* INPUT RECORDS *
====

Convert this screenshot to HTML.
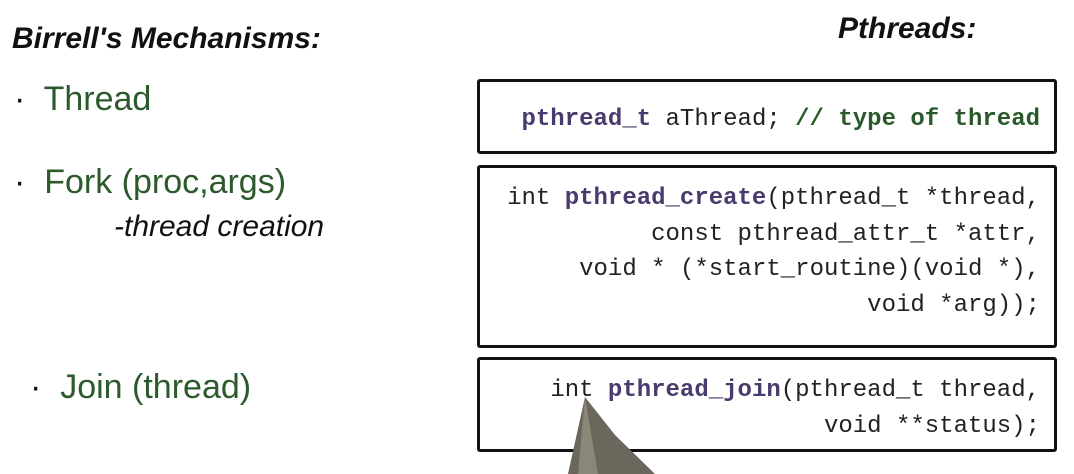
<!DOCTYPE html>
<html><head><style>
body{margin:0;width:1074px;height:474px;background:#fff;position:relative;overflow:hidden;font-family:"Liberation Sans",sans-serif}
.h{position:absolute;white-space:nowrap}
.box{position:absolute;left:477px;width:580px;border:3.5px solid #111;border-radius:3px;box-sizing:border-box}
pre{position:absolute;right:14px;margin:0;font-family:"Liberation Mono",monospace;font-size:24px;line-height:35.5px;text-align:right;color:#222}
.p{color:#4a3a6e;font-weight:bold}
.g{color:#2a5a2a;font-weight:bold}
</style></head><body>
<div class="h" style="left:12px;top:22px;font-size:30px;color:#111;font-weight:bold;font-style:italic">Birrell's Mechanisms:</div>
<div class="h" style="left:838px;top:12px;font-size:30px;color:#111;font-weight:bold;font-style:italic">Pthreads:</div>
<div class="h" style="left:14px;top:80px;font-size:34px;color:#2c5a2c"><span style="color:#111">·</span>&nbsp; Thread</div>
<div class="h" style="left:14px;top:163px;font-size:34px;color:#2c5a2c"><span style="color:#111">·</span>&nbsp; Fork (proc,args)</div>
<div class="h" style="left:114px;top:210px;font-size:30px;color:#111;font-style:italic">-thread creation</div>
<div class="h" style="left:30px;top:368px;font-size:34px;color:#2c5a2c"><span style="color:#111">·</span>&nbsp; Join (thread)</div>
<div class="box" style="top:79px;height:75px"><pre style="top:20px"><span class="p">pthread_t</span> aThread; <span class="g">// type of thread</span></pre></div>
<div class="box" style="top:165px;height:183px"><pre style="top:13px">int <span class="p">pthread_create</span>(pthread_t *thread,
const pthread_attr_t *attr,
void * (*start_routine)(void *),
void *arg));</pre></div>
<div class="box" style="top:357px;height:95px"><pre style="top:13px">int <span class="p">pthread_join</span>(pthread_t thread,
void **status);</pre></div>
<svg style="position:absolute;left:0;top:0" width="1074" height="474"><polygon points="585,397 568,474 655,474 615,435" fill="#6b675c"/><polygon points="585,397 578,474 598,474" fill="#8a8678"/></svg>
</body></html>
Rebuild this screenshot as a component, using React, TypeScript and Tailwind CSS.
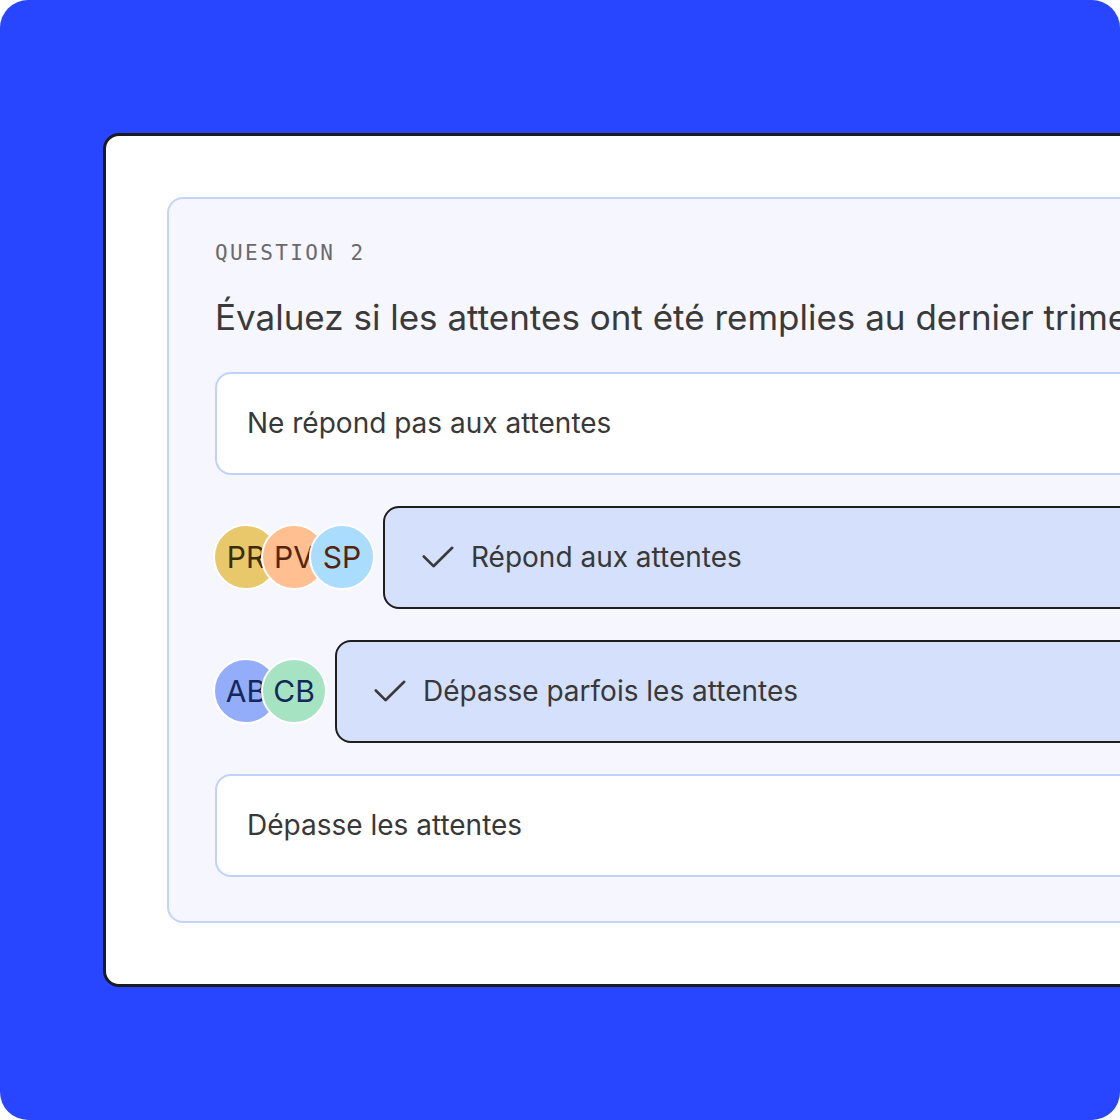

====

* TASK DIRECTIONS *
Every record above should come back exactly, but without its pictures.

* OUTPUT BELOW *
Convert this screenshot to HTML.
<!DOCTYPE html>
<html><head><style>
body{margin:0;width:1074px;height:474px;background:#fff;position:relative;overflow:hidden;font-family:"Liberation Sans",sans-serif}
.h{position:absolute;white-space:nowrap}
.box{position:absolute;left:477px;width:580px;border:3.5px solid #111;border-radius:3px;box-sizing:border-box}
pre{position:absolute;right:14px;margin:0;font-family:"Liberation Mono",monospace;font-size:24px;line-height:35.5px;text-align:right;color:#222}
.p{color:#4a3a6e;font-weight:bold}
.g{color:#2a5a2a;font-weight:bold}
</style></head><body>
<div class="h" style="left:12px;top:22px;font-size:30px;color:#111;font-weight:bold;font-style:italic">Birrell's Mechanisms:</div>
<div class="h" style="left:838px;top:12px;font-size:30px;color:#111;font-weight:bold;font-style:italic">Pthreads:</div>
<div class="h" style="left:14px;top:80px;font-size:34px;color:#2c5a2c"><span style="color:#111">·</span>&nbsp; Thread</div>
<div class="h" style="left:14px;top:163px;font-size:34px;color:#2c5a2c"><span style="color:#111">·</span>&nbsp; Fork (proc,args)</div>
<div class="h" style="left:114px;top:210px;font-size:30px;color:#111;font-style:italic">-thread creation</div>
<div class="h" style="left:30px;top:368px;font-size:34px;color:#2c5a2c"><span style="color:#111">·</span>&nbsp; Join (thread)</div>
<div class="box" style="top:79px;height:75px"><pre style="top:20px"><span class="p">pthread_t</span> aThread; <span class="g">// type of thread</span></pre></div>
<div class="box" style="top:165px;height:183px"><pre style="top:13px">int <span class="p">pthread_create</span>(pthread_t *thread,
const pthread_attr_t *attr,
void * (*start_routine)(void *),
void *arg));</pre></div>
<div class="box" style="top:357px;height:95px"><pre style="top:13px">int <span class="p">pthread_join</span>(pthread_t thread,
void **status);</pre></div>
<svg style="position:absolute;left:0;top:0" width="1074" height="474"><polygon points="585,397 568,474 655,474 615,435" fill="#6b675c"/><polygon points="585,397 578,474 598,474" fill="#8a8678"/></svg>
</body></html>
Rebuild this screenshot as a component, using React, TypeScript and Tailwind CSS.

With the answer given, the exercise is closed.